* **Prompt**
Return all lines from the listing below in which the string "page" occurs.

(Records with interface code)
——————————
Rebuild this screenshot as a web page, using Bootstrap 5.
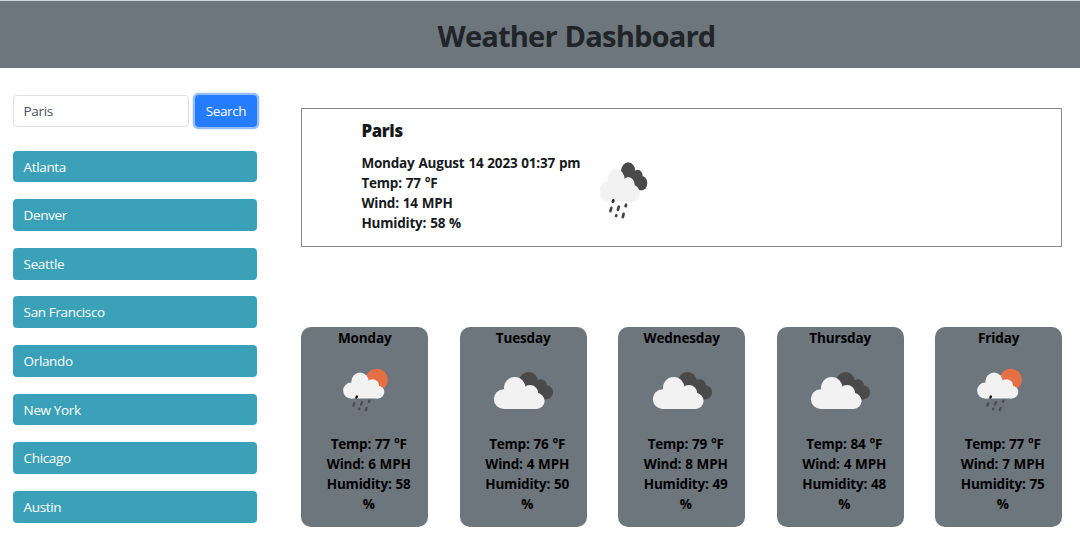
<!DOCTYPE html>
<html lang="en">
<head>
<meta charset="utf-8">
<meta name="viewport" content="width=device-width, initial-scale=1">
<title>Weather Dashboard</title>
<link href="https://cdn.jsdelivr.net/npm/bootstrap@5.3.0/dist/css/bootstrap.min.css" rel="stylesheet">
<style>
  html { font-size: 13.5px; }
  body { font-family: "Open Sans", "Noto Sans", sans-serif; font-size: 13.5px; line-height: 20.3px; overflow: hidden; }
  .page-header { height: 68px; background: #6d757d; border-top: 1px solid #cdd9e0; padding: 4px 0 0 73px; }
  .page-header h1 { font-size: 29.2px; font-weight: 700; color: #212529; letter-spacing: -.88px; word-spacing: 1px; }
  .sidebar { width: 244px; margin: 27px 0 0 13px; }
  .sidebar .form-control, .sidebar .btn { height: 31.8px; padding: 0 9.6px; border-radius: 3.5px; font-size: 13.5px; line-height: 31px; letter-spacing: -.36px; }
  .sidebar .form-control { width: 175.5px; border-color: #dee2e6; color: #495057; }
  .sidebar .btn-search { width: 62px; color: #fff; background: #267cff; border-color: #267cff; box-shadow: 0 0 0 2.3px #94befe; }
  .sidebar .btn-city { color: #fff; background: #3aa1b8; border-color: #3aa1b8; }
  .city-list { gap: 16.8px; margin-top: 23.9px; }
  .forecast-area { margin: 40px 18px 0 44.4px; }
  .current { height: 139px; border: 1px solid #8b8b8b; padding: 12px 0 0 59px; font-weight: 700; letter-spacing: -.2px; word-spacing: .6px; color: #16191c; }
  .current h2 { font-size: 16.8px; font-weight: 800; line-height: 20px; margin-bottom: 11.6px; letter-spacing: -.35px; }
  .current-icon { width: 60px; height: 70px; margin: 35px 0 0 14.4px; }
  .days { margin-top: 80px; gap: 31.9px; }
  .day { flex: 1 1 0; height: 200.4px; border-radius: 10px; background: #6d757d; color: #000; font-weight: 700; letter-spacing: -.2px; word-spacing: .6px; text-align: center; }
  .day h3 { font-size: 13.5px; line-height: 20.3px; font-weight: 700; margin: 1.3px 0 16.4px; letter-spacing: -.14px; }
  .day-icon { width: 60px; height: 60px; display: block; margin: 0 auto 8.6px; }
  .day ul { padding: 0 13px 0 21px; }
</style>
</head>
<body>
<svg width="0" height="0" class="position-absolute" aria-hidden="true">
  <defs>
    <g id="cloud">
      <circle cx="21.7" cy="22.7" r="10.7"/><circle cx="10.6" cy="34.1" r="9.8"/><circle cx="37" cy="28.4" r="8.3"/><circle cx="43.7" cy="36" r="7.9"/>
      <path d="M10.6 43.9H43.7V31L27 22 10 28Z"/>
    </g>
    <g id="back-cloud">
      <circle cx="35.5" cy="16.4" r="9.3"/><circle cx="47.8" cy="20.3" r="6.1"/><circle cx="53" cy="27.3" r="7"/>
      <path d="M35 16L48 20 54 34.2H43Z"/>
    </g>
    <symbol id="cloudy" viewBox="0 0 60 60">
      <use href="#back-cloud" fill="#4a4a4b"/><use href="#cloud" fill="#f2f2f2"/>
    </symbol>
    <symbol id="sun-rain" viewBox="0 0 60 60">
      <circle cx="41.8" cy="14.7" r="11" fill="#e57045"/>
      <use href="#cloud" fill="#f2f2f2" transform="translate(7.5 -2.1) scale(.81)"/>
      <g stroke-width="2.4" stroke-linecap="round">
        <path stroke="#111" d="M21.4 32.6l.4-1"/>
        <path stroke="#4b4f55" d="M18.5 40.5l.8-2.3M26.1 39.5l.8-2.3M34 36.8l.4-1M24.1 44.2l.2-.5M30.8 45.2l.8-2.3"/>
      </g>
    </symbol>
    <symbol id="rain" viewBox="0 0 60 70">
      <use href="#back-cloud" fill="#4a4a4b" transform="translate(5.5 -1) scale(.78 1.03)"/>
      <use href="#cloud" fill="#f2f2f2" transform="translate(4 .3) scale(.79 1.03)"/>
      <g stroke="#444" stroke-width="2.7" stroke-linecap="round">
        <path stroke="#222" d="M17.9 45.7l.4-1.4"/>
        <path d="M15.4 55.2l.9-3.2M22.9 53.9l.9-3.2M30.6 50.2l.5-1.5M21.1 60l.2-.7M27.8 61.1l.8-3.2"/>
      </g>
    </symbol>
  </defs>
</svg>

<header class="page-header text-center"><h1 class="mb-0 pt-3">Weather Dashboard</h1></header>

<div class="d-flex align-items-start">
  <aside class="sidebar flex-shrink-0">
    <form class="d-flex justify-content-between">
      <input class="form-control" type="text" value="Paris" aria-label="City">
      <button class="btn btn-search" type="button">Search</button>
    </form>
    <div class="city-list d-flex flex-column">
      <button class="btn btn-city text-start">Atlanta</button>
      <button class="btn btn-city text-start">Denver</button>
      <button class="btn btn-city text-start">Seattle</button>
      <button class="btn btn-city text-start">San Francisco</button>
      <button class="btn btn-city text-start">Orlando</button>
      <button class="btn btn-city text-start">New York</button>
      <button class="btn btn-city text-start">Chicago</button>
      <button class="btn btn-city text-start">Austin</button>
    </div>
  </aside>

  <main class="forecast-area flex-grow-1">
    <section class="current d-flex align-items-start">
      <div>
        <h2>Paris</h2>
        <ul class="list-unstyled mb-0">
          <li>Monday August 14 2023 01:37 pm</li>
          <li>Temp: 77 °F</li>
          <li>Wind: 14 MPH</li>
          <li>Humidity: 58 %</li>
        </ul>
      </div>
      <svg class="current-icon"><use href="#rain"/></svg>
    </section>

    <section class="days d-flex">
      <article class="day"><h3>Monday</h3><svg class="day-icon"><use href="#sun-rain"/></svg>
        <ul class="list-unstyled mb-0"><li>Temp: 77 °F</li><li>Wind: 6 MPH</li><li>Humidity: 58 %</li></ul></article>
      <article class="day"><h3>Tuesday</h3><svg class="day-icon"><use href="#cloudy"/></svg>
        <ul class="list-unstyled mb-0"><li>Temp: 76 °F</li><li>Wind: 4 MPH</li><li>Humidity: 50 %</li></ul></article>
      <article class="day"><h3>Wednesday</h3><svg class="day-icon"><use href="#cloudy"/></svg>
        <ul class="list-unstyled mb-0"><li>Temp: 79 °F</li><li>Wind: 8 MPH</li><li>Humidity: 49 %</li></ul></article>
      <article class="day"><h3>Thursday</h3><svg class="day-icon"><use href="#cloudy"/></svg>
        <ul class="list-unstyled mb-0"><li>Temp: 84 °F</li><li>Wind: 4 MPH</li><li>Humidity: 48 %</li></ul></article>
      <article class="day"><h3>Friday</h3><svg class="day-icon"><use href="#sun-rain"/></svg>
        <ul class="list-unstyled mb-0"><li>Temp: 77 °F</li><li>Wind: 7 MPH</li><li>Humidity: 75 %</li></ul></article>
    </section>
  </main>
</div>
<script src="https://cdn.jsdelivr.net/npm/bootstrap@5.3.0/dist/js/bootstrap.bundle.min.js"></script>
</body>
</html>
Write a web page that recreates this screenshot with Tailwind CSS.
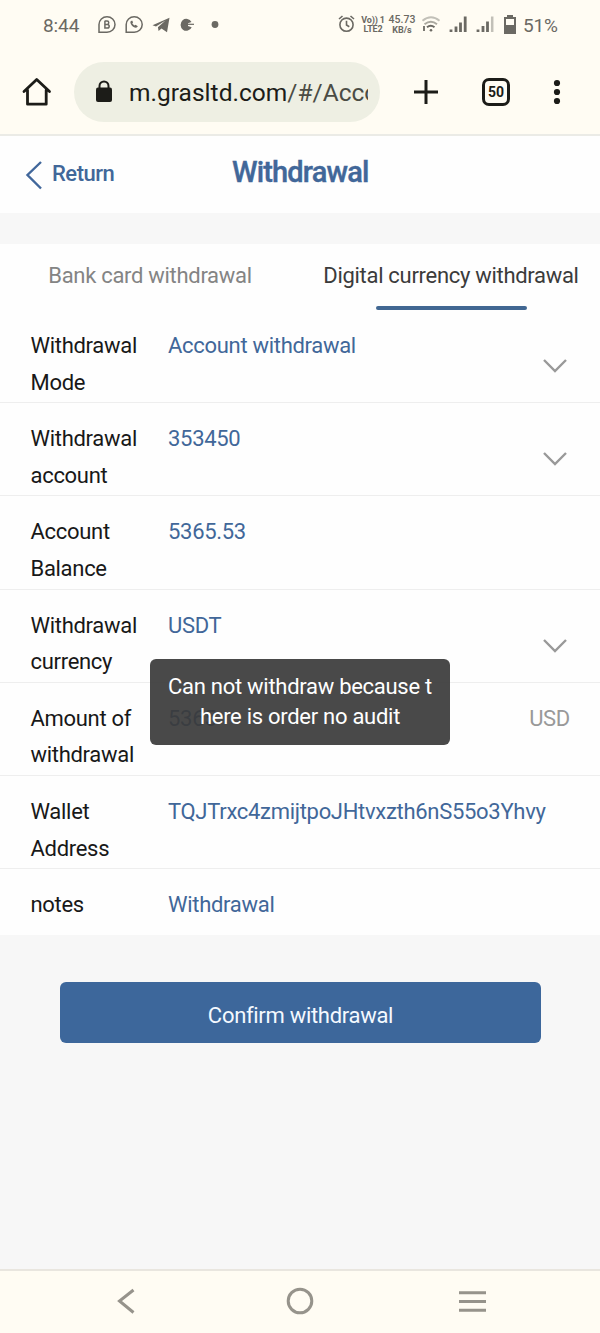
<!DOCTYPE html>
<html lang="en">
<head>
<meta charset="utf-8">
<title>Withdrawal</title>
<script src="https://cdn.jsdelivr.net/npm/@tailwindcss/browser@4"></script>
</head>
<body class="w-[600px] h-[1333px] overflow-hidden bg-[#f7f7f7] font-[Roboto,sans-serif] relative flex flex-col text-[22px]">
<header class="h-[136px] shrink-0 bg-[#fffcf3] border-b-2 border-[#ebebe6]">
  <div class="h-[50px] pl-[43px] flex items-center text-[#6b6963]">
    <span class="w-[55px] text-[19px] pt-[2px] tracking-[-0.1px]">8:44</span>
    <svg class="w-[130px] h-[20px] shrink-0" viewBox="98 15 130 20" fill="none" stroke="#6b6963" stroke-width="1.5">
      <path d="M99 32.300V24.500A8 7.800 0 1 1 107 32.300Z"/>
      <path d="M104.900 21v7h2.500a1.800 1.800 0 0 0 0-3.600h-2.300h2a1.600 1.600 0 0 0 0-3.300h-2.500" stroke-width="1.500"/>
      <path d="M126.200 32.300V24.500A8 7.800 0 1 1 134.200 32.300Z"/>
      <path d="M130.700 21.200c-1.600 2 3 7.500 6 6.400l1.200-1.400-2.400-1.500-1.200.9-2-2.200.8-1.200-1-1.600Z" fill="#6b6963" stroke="none"/>
      <path d="M152.500 25.200L169.500 17.800 167 32.300 161.500 28.600 158.600 31 157.900 27.200 165.500 20.500 156 26.500Z" fill="#6b6963" stroke="none"/>
      <path d="M191.500 22a5.800 6 0 1 0 .2 5.200l-3.700-1.200v-2.800Z" fill="#6b6963" stroke="none"/><path d="M187 24.300h7" stroke-width="1.200"/>
      <circle cx="215" cy="24.500" r="3.400" fill="#6b6963" stroke="none"/>
    </svg>
    <svg class="w-[20px] h-[20px] ml-[109px] shrink-0" viewBox="0 0 20 20" fill="none" stroke="#6b6963" stroke-width="1.600"><circle cx="9.500" cy="9.700" r="6.600"/><path d="M9.500 5.700v4.300l2.800 1.700M2 4l3.500-3M17 4l-3.500-3"/></svg>
    <div class="w-[24px] ml-[4px] text-[9px] leading-[9px] font-bold text-center whitespace-nowrap tracking-[-0.2px]">Vo)) 1<br>LTE2</div>
    <div class="w-[30px] ml-[2px] text-[10.500px] leading-[9.500px] font-medium text-center">45.73<br><span class="text-[9px] font-bold">KB/s</span></div>
    <svg class="w-[78px] h-[20px] ml-[3px] shrink-0" viewBox="421 15 78 20" fill="none" stroke="#6b6963">
      <path d="M423.500 20.700q8.500-7 17 0" stroke="#c2c0b8" stroke-width="1.900"/><path d="M425.500 24.300q6.500-5 12.500 0" stroke="#aaa89f" stroke-width="1.900"/><path d="M428 27.300q3.700-3 7.500 0" stroke-width="2"/>
      <circle cx="432" cy="30.200" r="1.300" fill="#6b6963" stroke="none"/><path d="M425 26v5" stroke-width="1.800"/>
      <path d="M452 29.500v2.500M457 26.500v5.500M461.500 22.500v9.500M466.200 16.500v15.500" stroke-width="2.800"/>
      <path d="M479 29.500v2.500M484 26v6M488.500 21.500v10.500" stroke-width="2.800"/><path d="M493.200 16.500v15.500" stroke="#c2c0b8" stroke-width="2.500"/>
    </svg>
    <svg class="w-[14px] h-[21px] ml-[5px] mb-[2px] shrink-0" viewBox="0 0 14 21"><path d="M4 1h6v2h3v17h-12V3H4Z" fill="#6b6963"/><path d="M3 5h8v6h-8Z" fill="#fffcf3"/></svg>
    <span class="ml-[6px] pt-[2px] text-[19px] tracking-[-0.200px]">51%</span>
  </div>
  <div class="h-[84px] flex items-center">
    <svg class="w-[30px] h-[30px] ml-[22px] shrink-0" viewBox="22 77 30 30" fill="none" stroke="#1c1c18" stroke-width="2.800" stroke-linejoin="round" stroke-linecap="round"><path d="M24 91.500L36.700 79.500 49.500 91.500M27.500 90v14.200h18.700V90"/></svg>
    <div class="w-[306px] h-[60px] ml-[22px] rounded-full bg-[#eeefe3] flex items-center">
      <svg class="w-[18px] h-[24px] ml-[21px] shrink-0" viewBox="0 0 18 24"><path d="M4.500 9V6a4.500 4.500 0 0 1 9 0V9" fill="none" stroke="#1c1c18" stroke-width="2"/><rect x="1" y="7.500" width="16" height="14.500" rx="2" fill="#1c1c18"/></svg>
      <div class="w-[239px] ml-[16px] mt-[2px] overflow-hidden whitespace-nowrap text-[24.500px] leading-[34px] tracking-[0.020px] text-[#1c1c18]">m.grasltd.com<span class="text-[#4b4c45]">/#/Acco</span></div>
    </div>
    <svg class="w-[24px] h-[26px] ml-[34px] shrink-0" viewBox="0 0 24 26" stroke="#1c1c18" stroke-width="3"><path d="M0 13h24M12 1v24"/></svg>
    <div class="w-[28px] h-[28px] ml-[44px] border-[3px] border-[#1c1c18] rounded-[7px] flex items-center justify-center text-[14px] font-bold text-[#1c1c18]">50</div>
    <svg class="w-[8px] h-[26px] ml-[43px]" viewBox="0 0 8 26" fill="#1c1c18"><circle cx="4" cy="4" r="3.100"/><circle cx="4" cy="13" r="3.100"/><circle cx="4" cy="22" r="3.100"/></svg>
  </div>
</header>
<div class="h-[77px] shrink-0 bg-[#fefefe] flex items-center text-[#416799]">
  <svg class="w-[18px] h-[30px] ml-[25px] mt-[1px]" viewBox="0 0 18 30" fill="none" stroke="#41679b" stroke-width="2.400"><path d="M16 2L2.500 15 16 28.500"/></svg>
  <span class="w-[180px] ml-[9px] mb-[2px] text-[22px] font-medium tracking-[-0.500px]">Return</span>
  <h1 class="text-[29px] mb-[3px] font-medium tracking-[-0.850px] [-webkit-text-stroke:0.4px_#416799]">Withdrawal</h1>
</div>
<main class="mt-[31px] h-[691px] shrink-0 bg-[#fefefe] text-[#416799] tracking-[-0.300px]">
  <nav class="h-[66px] grid grid-cols-2 text-center leading-[64px] whitespace-nowrap">
    <span class="text-[#848484]">Bank card withdrawal</span>
    <div class="text-[#3b3b3b] flex flex-col items-center pl-[2px]"><span>Digital currency withdrawal</span><i class="w-[151px] h-[4px] -mt-[2px] rounded-full bg-[#416792]"></i></div>
  </nav>
  <div class="h-[93.200px] flex pl-[30.500px] pt-[18px] border-b border-[#eee] leading-[36.600px]"><div class="w-[137.500px] text-[#181818]">Withdrawal<br>Mode</div><div>Account withdrawal</div><svg class="w-[24px] h-[14px] ml-auto mr-[33px] mt-[31px]" viewBox="0 0 24 14" fill="none" stroke="#999" stroke-width="2.400"><path d="M1 1l11 11L23 1"/></svg></div>
  <div class="h-[93.200px] flex pl-[30.500px] pt-[18px] border-b border-[#eee] leading-[36.600px]"><div class="w-[137.500px] text-[#181818]">Withdrawal<br>account</div><div>353450</div><svg class="w-[24px] h-[14px] ml-auto mr-[33px] mt-[31px]" viewBox="0 0 24 14" fill="none" stroke="#999" stroke-width="2.400"><path d="M1 1l11 11L23 1"/></svg></div>
  <div class="h-[93.200px] flex pl-[30.500px] pt-[18px] border-b border-[#eee] leading-[36.600px]"><div class="w-[137.500px] text-[#181818]">Account<br>Balance</div><div>5365.53</div></div>
  <div class="h-[93.200px] flex pl-[30.500px] pt-[18px] border-b border-[#eee] leading-[36.600px]"><div class="w-[137.500px] text-[#181818]">Withdrawal<br>currency</div><div>USDT</div><svg class="w-[24px] h-[14px] ml-auto mr-[33px] mt-[31px]" viewBox="0 0 24 14" fill="none" stroke="#999" stroke-width="2.400"><path d="M1 1l11 11L23 1"/></svg></div>
  <div class="h-[93.200px] flex pl-[30.500px] pt-[18px] border-b border-[#eee] leading-[36.600px]"><div class="w-[137.500px] text-[#181818]">Amount of<br>withdrawal</div><div>5365</div><div class="ml-auto mr-[30px] text-[#999]">USD</div></div>
  <div class="h-[93.200px] flex pl-[30.500px] pt-[18px] border-b border-[#eee] leading-[36.600px]"><div class="w-[137.500px] text-[#181818]">Wallet<br>Address</div><div>TQJTrxc4zmijtpoJHtvxzth6nS55o3Yhvy</div></div>
  <div class="flex pl-[30.500px] pt-[18px] leading-[36.600px]"><div class="w-[137.500px] text-[#181818]">notes</div><div>Withdrawal</div></div>
</main>
<button class="w-[481px] h-[61px] shrink-0 mt-[47px] ml-[60px] rounded-[6px] bg-[#3d679b] text-[#f4f9ff] pt-[5px] tracking-[-0.300px]">Confirm withdrawal</button>
<footer class="mt-auto h-[64px] shrink-0 border-t-2 border-[#e9e6df] bg-[#fffcf3] flex items-center">
  <svg class="w-full h-[62px]" viewBox="0 1271 600 62" fill="none" stroke="#96938b" stroke-width="3"><path d="M133.500 1290L119.500 1301 133.500 1312.500"/><circle cx="300" cy="1301" r="11.800"/><path d="M459 1292.800h27M459 1301.500h27M459 1310.200h27"/></svg>
</footer>
<div class="absolute left-[150px] top-[659px] w-[300px] h-[86px] rounded-[6px] bg-[#3a3a3a]/92 text-white text-center leading-[30.500px] pt-[12.500px] tracking-[-0.280px] whitespace-nowrap">Can not withdraw because t<br>here is order no audit</div>
</body>
</html>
——————————
* **Expected answer**
Rebuild this screenshot as a web page, using Bootstrap 5.
  .page-header { height: 68px; background: #6d757d; border-top: 1px solid #cdd9e0; padding: 4px 0 0 73px; }
  .page-header h1 { font-size: 29.2px; font-weight: 700; color: #212529; letter-spacing: -.88px; word-spacing: 1px; }
<header class="page-header text-center"><h1 class="mb-0 pt-3">Weather Dashboard</h1></header>
Write a web page that recreates this screenshot with Tailwind CSS.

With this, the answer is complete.